Exercise directions: Which lines contain the string "React"? Please list every one of them.

Raw data:

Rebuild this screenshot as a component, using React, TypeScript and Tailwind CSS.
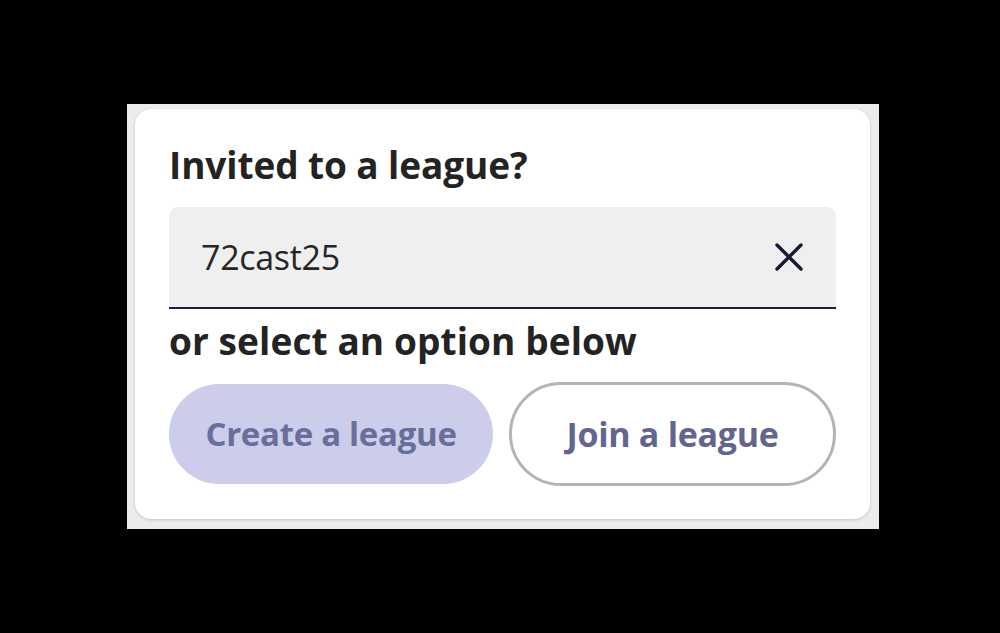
import React from "react";

export default function App() {
  return (
    <div className="w-[1000px] h-[633px] bg-black flex items-start" style={{ fontFamily: '"Open Sans", "Noto Sans", sans-serif' }}>
      <div className="mt-[104px] ml-[127px] w-[752px] h-[425px] bg-[#ececec] pt-[5px] pl-[8px] pr-[9px] pb-[10px]">
        <div className="w-full h-full bg-white rounded-[16px] shadow-[0_1px_3px_rgba(0,0,0,0.18)] pl-[34px] pr-[34px] pt-[34px]">
          <h1 className="text-[37px] font-bold text-[#232323] leading-[44px] tracking-[-0.1px]">Invited to a league?</h1>
          <div className="mt-[20px] h-[102px] bg-[#efefef] rounded-t-[9px] border-b-[2px] border-[#1b1f4f] flex items-center justify-between pl-[32px] pr-[32px]">
            <span className="text-[34px] text-[#262626] tracking-[-0.3px]">72cast25</span>
            <svg width="30" height="30" viewBox="0 0 30 30" fill="none" stroke="#151a33" strokeWidth="3.4" strokeLinecap="round">
              <path d="M3 3 L27 27 M27 3 L3 27" />
            </svg>
          </div>
          <div className="mt-[10px] text-[37px] font-bold text-[#232323] leading-[44px] tracking-[0.1px]">or select an option below</div>
          <div className="mt-[19px] flex gap-[16px] items-center">
            <div className="w-[325px] h-[100px] rounded-full bg-[#cbcdea] flex items-center justify-center text-[33px] font-bold text-[#6a6e9b] tracking-[-0.3px]">Create a league</div>
            <div className="w-[328px] h-[104px] rounded-full border-[3px] border-[#b3b3bb] flex items-center justify-center text-[34px] font-bold text-[#62668f] tracking-[-0.3px]">Join a league</div>
          </div>
        </div>
      </div>
    </div>
  );
}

Written solution:
Rebuild this screenshot as a component, using React, TypeScript and Tailwind CSS.
import React from "react";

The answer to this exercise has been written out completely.